Thousands of young Haitians are jumping at the chance to become soldiers as widespread gang violence creates a rare job opportunity in a deeply impoverished country where work is scarce. Brushing aside the possibility they could be kidnapped, tortured or killed, Haiti’s youngest generation is answering the call of a government seeking to rebuild a once-reviled military, reinstated just years ago with the aim to crush gangs.
“I thought about it a lot because I know that being a soldier requires a lot of sacrifice,” said Samuel Delmas, who recently applied. “Everything that you’re doing is risky.”
The 20-year-old is taking computer repair courses but doesn’t have a job. He heard about the recruitment via a Facebook group.
“I have always wanted to be useful to my country,” he said.
Gangs forced Delmas and his family to flee their home two years ago, with only enough time to grab a handful of clothes amid a barrage of gunfire.
“I want to protect citizens who are on the run like me,” he said.
Haiti’s government has not said how many soldiers it aims to hire nor how many have applied so far, but documents published online by the Defense Ministry show that at least 3,000 people were selected in mid-August and asked to submit documents as they await physical and mental tests.
If all were hired, that would more than double the force strength of 2,000 of early last year.
About 60% of Haiti’s population of nearly 12 million people earn less than $2 a day, with inflation soaring to double digits in recent years.
“Most young kids are not working,” said Emerson Celadon, a 25-year-old mechanic who applied and was selected for the next round. “I was making some money, but … that is still not enough for a family of four.”
It’s not clear how much soldiers earn, Defense Minister Jean-Marc Bernier Antoine did not return messages for comment. However, Celadon said friends in the army told him they make about $300 a month.
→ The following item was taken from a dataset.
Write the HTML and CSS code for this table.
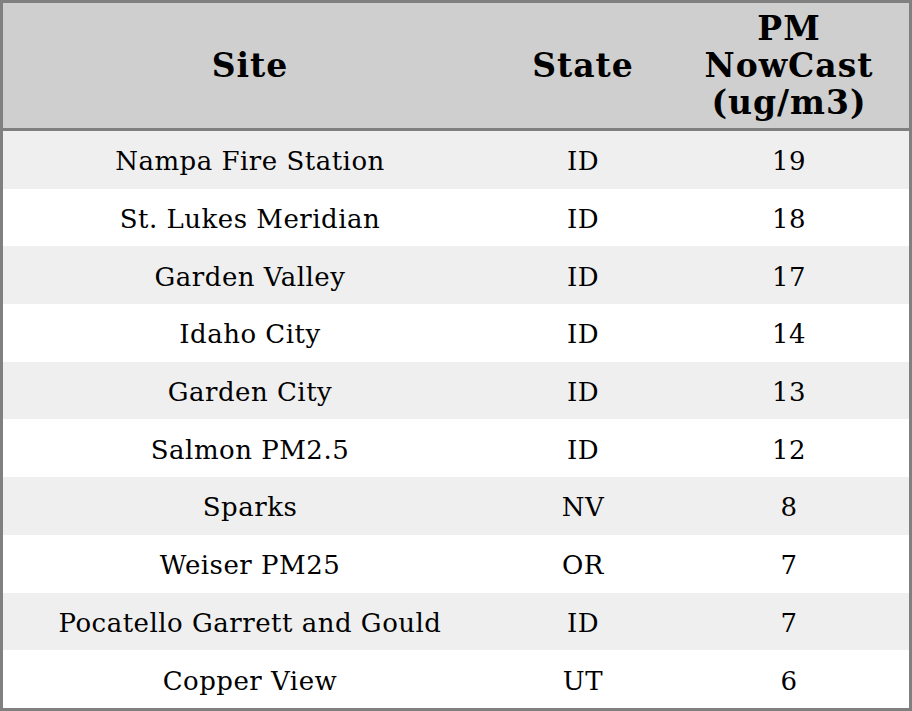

On a recent afternoon, Celadon joined hundreds of mostly young men lined up outside a former U.N. base, a yellow envelope under his arm, waiting to take the first of several required tests to join the army.
Haiti’s armed forces were once widely feared and hated, with soldiers accused of horrific human rights abuses. The military organized several coups in the second half of the 20th century, even after so-called “dictator for life” François Duvalier diluted its strength.
After the last coup in 1991, to oust former President Jean-Bertrand Aristide, the government disbanded the armed forces in 1995. At the time, there were some 7,000 soldiers.
“The decision to demobilize the army … proved to be one of the most catastrophic decisions in the country’s history,” said Michael Deibert, the author of two books about Haiti. He noted that, as a result, the first generation of politically-aligned gangs took root in the late 1990s and early 2000s.
“They stepped into a security void left by what would have been a security force, one whose role the Haitian police have never been fully able to assume,” Deibert said.
After the army was disbanded, the government created the Haitian National Police and the Coast Guard, which were bolstered by the arrival of U.N. troops. Once the U.N. ended its peacekeeping operations, the army was reinstated in 2017 by President Jovenel Moïse, who was assassinated in July 2021.